Task instructions. Pictures aside, quote the whole listing exactly.
* START Dataset excerpt *
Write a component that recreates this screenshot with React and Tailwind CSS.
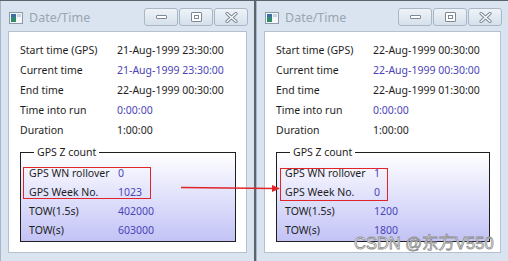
import { useState } from "react";

const font = { fontFamily: '"Noto Sans", "Open Sans", sans-serif' };

const Row = ({ label, value, blue }) => (
  <div className="flex h-[20px] items-center whitespace-nowrap">
    <div className="w-[97px] shrink-0">{label}</div>
    <div className={blue ? "text-[#4b44b8]" : "text-[#1e1e1e]"}>{value}</div>
  </div>
);

const GroupRow = ({ label, value }) => (
  <div className="flex h-[19px] items-center whitespace-nowrap">
    <div className="w-[89px] shrink-0">{label}</div>
    <div className="text-[#4b44b8]">{value}</div>
  </div>
);

const TitleButton = ({ children }) => (
  <div className="w-[34px] h-[18px] rounded-[3px] border border-[#a9b6c4] bg-gradient-to-b from-[#eef3f8] to-[#d5e0eb] flex items-center justify-center">
    {children}
  </div>
);

const Window = ({ data, className }) => (
  <div
    className={`flex flex-col h-full bg-[#d9e4f0] border-l border-[#aab6c2] ${className}`}
  >
    {/* title bar */}
    <div className="h-[30px] flex items-center pl-[8px] pr-[6px] pt-[2px]">
      <svg width="14" height="12" viewBox="0 0 14 12" className="shrink-0 mt-[2px]">
        <rect x="0.5" y="0.5" width="13" height="11" fill="#f4f6f8" stroke="#8e9aa6" />
        <rect x="2" y="2" width="5" height="8" fill="#2f8a6e" />
        <rect x="2" y="2" width="5" height="3" fill="#3c6ea8" />
        <rect x="8" y="2" width="4" height="3" fill="#c9d7e4" />
      </svg>
      <span className="ml-[6px] mt-[3px] text-[12.5px] text-[#9aa5b0]">Date/Time</span>
      <div className="ml-auto flex gap-[1px]">
        <TitleButton>
          <div className="w-[11px] h-[4px] border border-[#7d8894] bg-white rounded-[1px]" />
        </TitleButton>
        <TitleButton>
          <div className="w-[11px] h-[10px] border border-[#7d8894] bg-white flex items-center justify-center rounded-[1px]">
            <div className="w-[5px] h-[4px] border border-[#7d8894]" />
          </div>
        </TitleButton>
        <TitleButton>
          <svg width="13" height="11" viewBox="0 0 13 11">
            <path
              d="M2 1.5 L11 9.5 M11 1.5 L2 9.5"
              stroke="#7d8894"
              strokeWidth="3.2"
              strokeLinecap="round"
            />
            <path
              d="M2 1.5 L11 9.5 M11 1.5 L2 9.5"
              stroke="#ffffff"
              strokeWidth="1.3"
              strokeLinecap="round"
            />
          </svg>
        </TitleButton>
      </div>
    </div>
    {/* client */}
    <div className="flex-1 mx-[7px] mb-[8px] bg-white border border-[#b5c1cd] pt-[9px] pl-[11px] pr-[10px] text-[10.5px] text-[#1e1e1e]">
      <Row label="Start time (GPS)" value={data.start} />
      <Row label="Current time" value={data.current} blue />
      <Row label="End time" value={data.end} />
      <Row label="Time into run" value="0:00:00" blue />
      <Row label="Duration" value="1:00:00" />
      <fieldset className="mt-[4px] h-[97px] border border-[#1f1f1f] bg-gradient-to-b from-[#ffffff] to-[#c3c3f6] pl-[8px] pt-[5px]">
        <legend className="ml-[5px] px-[3px] leading-[14px] text-[10.5px]">GPS Z count</legend>
        <GroupRow label="GPS WN rollover" value={data.rollover} />
        <GroupRow label="GPS Week No." value={data.week} />
        <GroupRow label="TOW(1.5s)" value={data.tow15} />
        <GroupRow label="TOW(s)" value={data.tow} />
      </fieldset>
    </div>
  </div>
);

export default function App() {
  const [left] = useState({
    start: "21-Aug-1999 23:30:00",
    current: "21-Aug-1999 23:30:00",
    end: "22-Aug-1999 00:30:00",
    rollover: "0",
    week: "1023",
    tow15: "402000",
    tow: "603000",
  });
  const [right] = useState({
    start: "22-Aug-1999 00:30:00",
    current: "22-Aug-1999 00:30:00",
    end: "22-Aug-1999 01:30:00",
    rollover: "1",
    week: "0",
    tow15: "1200",
    tow: "1800",
  });

  return (
    <div
      className="relative w-[508px] h-[261px] bg-[#5b636b] pt-[1px] flex gap-[2px] overflow-hidden"
      style={font}
    >
      <div className="w-[254px] h-full">
        <Window data={left} />
      </div>
      <div className="flex-1 h-full">
        <Window data={right} />
      </div>

      {/* annotations */}
      <div className="absolute left-[23px] top-[167px] w-[128px] h-[32px] border-[1.5px] border-[#e0242a]" />
      <div className="absolute left-[280px] top-[168px] w-[108px] h-[33px] border-[1.5px] border-[#e0242a]" />
      <svg className="absolute left-0 top-0" width="508" height="261">
        <line x1="181" y1="187.5" x2="274" y2="188.5" stroke="#e0242a" strokeWidth="1.3" />
        <polygon points="280,188.5 272,185 272,192" fill="#e0242a" />
      </svg>
      <div
        className="absolute left-[354px] top-[233px] whitespace-nowrap text-[16.5px] leading-[20px] text-white [-webkit-text-stroke:0.8px_#8c8c8c]"
        style={{ fontFamily: '"Liberation Sans", "Noto Sans CJK SC", sans-serif' }}
      >
        CSDN @东方V550
      </div>
    </div>
  );
}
* END Dataset excerpt *
Expected answer.
Write a component that recreates this screenshot with React and Tailwind CSS.
import { useState } from "react";

const font = { fontFamily: '"Noto Sans", "Open Sans", sans-serif' };

const Row = ({ label, value, blue }) => (
  <div className="flex h-[20px] items-center whitespace-nowrap">
    <div className="w-[97px] shrink-0">{label}</div>
    <div className={blue ? "text-[#4b44b8]" : "text-[#1e1e1e]"}>{value}</div>
  </div>
);

const GroupRow = ({ label, value }) => (
  <div className="flex h-[19px] items-center whitespace-nowrap">
    <div className="w-[89px] shrink-0">{label}</div>
    <div className="text-[#4b44b8]">{value}</div>
  </div>
);

const TitleButton = ({ children }) => (
  <div className="w-[34px] h-[18px] rounded-[3px] border border-[#a9b6c4] bg-gradient-to-b from-[#eef3f8] to-[#d5e0eb] flex items-center justify-center">
    {children}
  </div>
);

const Window = ({ data, className }) => (
  <div
    className={`flex flex-col h-full bg-[#d9e4f0] border-l border-[#aab6c2] ${className}`}
  >
    {/* title bar */}
    <div className="h-[30px] flex items-center pl-[8px] pr-[6px] pt-[2px]">
      <svg width="14" height="12" viewBox="0 0 14 12" className="shrink-0 mt-[2px]">
        <rect x="0.5" y="0.5" width="13" height="11" fill="#f4f6f8" stroke="#8e9aa6" />
        <rect x="2" y="2" width="5" height="8" fill="#2f8a6e" />
        <rect x="2" y="2" width="5" height="3" fill="#3c6ea8" />
        <rect x="8" y="2" width="4" height="3" fill="#c9d7e4" />
      </svg>
      <span className="ml-[6px] mt-[3px] text-[12.5px] text-[#9aa5b0]">Date/Time</span>
      <div className="ml-auto flex gap-[1px]">
        <TitleButton>
          <div className="w-[11px] h-[4px] border border-[#7d8894] bg-white rounded-[1px]" />
        </TitleButton>
        <TitleButton>
          <div className="w-[11px] h-[10px] border border-[#7d8894] bg-white flex items-center justify-center rounded-[1px]">
            <div className="w-[5px] h-[4px] border border-[#7d8894]" />
          </div>
        </TitleButton>
        <TitleButton>
          <svg width="13" height="11" viewBox="0 0 13 11">
            <path
              d="M2 1.5 L11 9.5 M11 1.5 L2 9.5"
              stroke="#7d8894"
              strokeWidth="3.2"
              strokeLinecap="round"
            />
            <path
              d="M2 1.5 L11 9.5 M11 1.5 L2 9.5"
              stroke="#ffffff"
              strokeWidth="1.3"
              strokeLinecap="round"
            />
          </svg>
        </TitleButton>
      </div>
    </div>
    {/* client */}
    <div className="flex-1 mx-[7px] mb-[8px] bg-white border border-[#b5c1cd] pt-[9px] pl-[11px] pr-[10px] text-[10.5px] text-[#1e1e1e]">
      <Row label="Start time (GPS)" value={data.start} />
      <Row label="Current time" value={data.current} blue />
      <Row label="End time" value={data.end} />
      <Row label="Time into run" value="0:00:00" blue />
      <Row label="Duration" value="1:00:00" />
      <fieldset className="mt-[4px] h-[97px] border border-[#1f1f1f] bg-gradient-to-b from-[#ffffff] to-[#c3c3f6] pl-[8px] pt-[5px]">
        <legend className="ml-[5px] px-[3px] leading-[14px] text-[10.5px]">GPS Z count</legend>
        <GroupRow label="GPS WN rollover" value={data.rollover} />
        <GroupRow label="GPS Week No." value={data.week} />
        <GroupRow label="TOW(1.5s)" value={data.tow15} />
        <GroupRow label="TOW(s)" value={data.tow} />
      </fieldset>
    </div>
  </div>
);

export default function App() {
  const [left] = useState({
    start: "21-Aug-1999 23:30:00",
    current: "21-Aug-1999 23:30:00",
    end: "22-Aug-1999 00:30:00",
    rollover: "0",
    week: "1023",
    tow15: "402000",
    tow: "603000",
  });
  const [right] = useState({
    start: "22-Aug-1999 00:30:00",
    current: "22-Aug-1999 00:30:00",
    end: "22-Aug-1999 01:30:00",
    rollover: "1",
    week: "0",
    tow15: "1200",
    tow: "1800",
  });

  return (
    <div
      className="relative w-[508px] h-[261px] bg-[#5b636b] pt-[1px] flex gap-[2px] overflow-hidden"
      style={font}
    >
      <div className="w-[254px] h-full">
        <Window data={left} />
      </div>
      <div className="flex-1 h-full">
        <Window data={right} />
      </div>

      {/* annotations */}
      <div className="absolute left-[23px] top-[167px] w-[128px] h-[32px] border-[1.5px] border-[#e0242a]" />
      <div className="absolute left-[280px] top-[168px] w-[108px] h-[33px] border-[1.5px] border-[#e0242a]" />
      <svg className="absolute left-0 top-0" width="508" height="261">
        <line x1="181" y1="187.5" x2="274" y2="188.5" stroke="#e0242a" strokeWidth="1.3" />
        <polygon points="280,188.5 272,185 272,192" fill="#e0242a" />
      </svg>
      <div
        className="absolute left-[354px] top-[233px] whitespace-nowrap text-[16.5px] leading-[20px] text-white [-webkit-text-stroke:0.8px_#8c8c8c]"
        style={{ fontFamily: '"Liberation Sans", "Noto Sans CJK SC", sans-serif' }}
      >
        CSDN @东方V550
      </div>
    </div>
  );
}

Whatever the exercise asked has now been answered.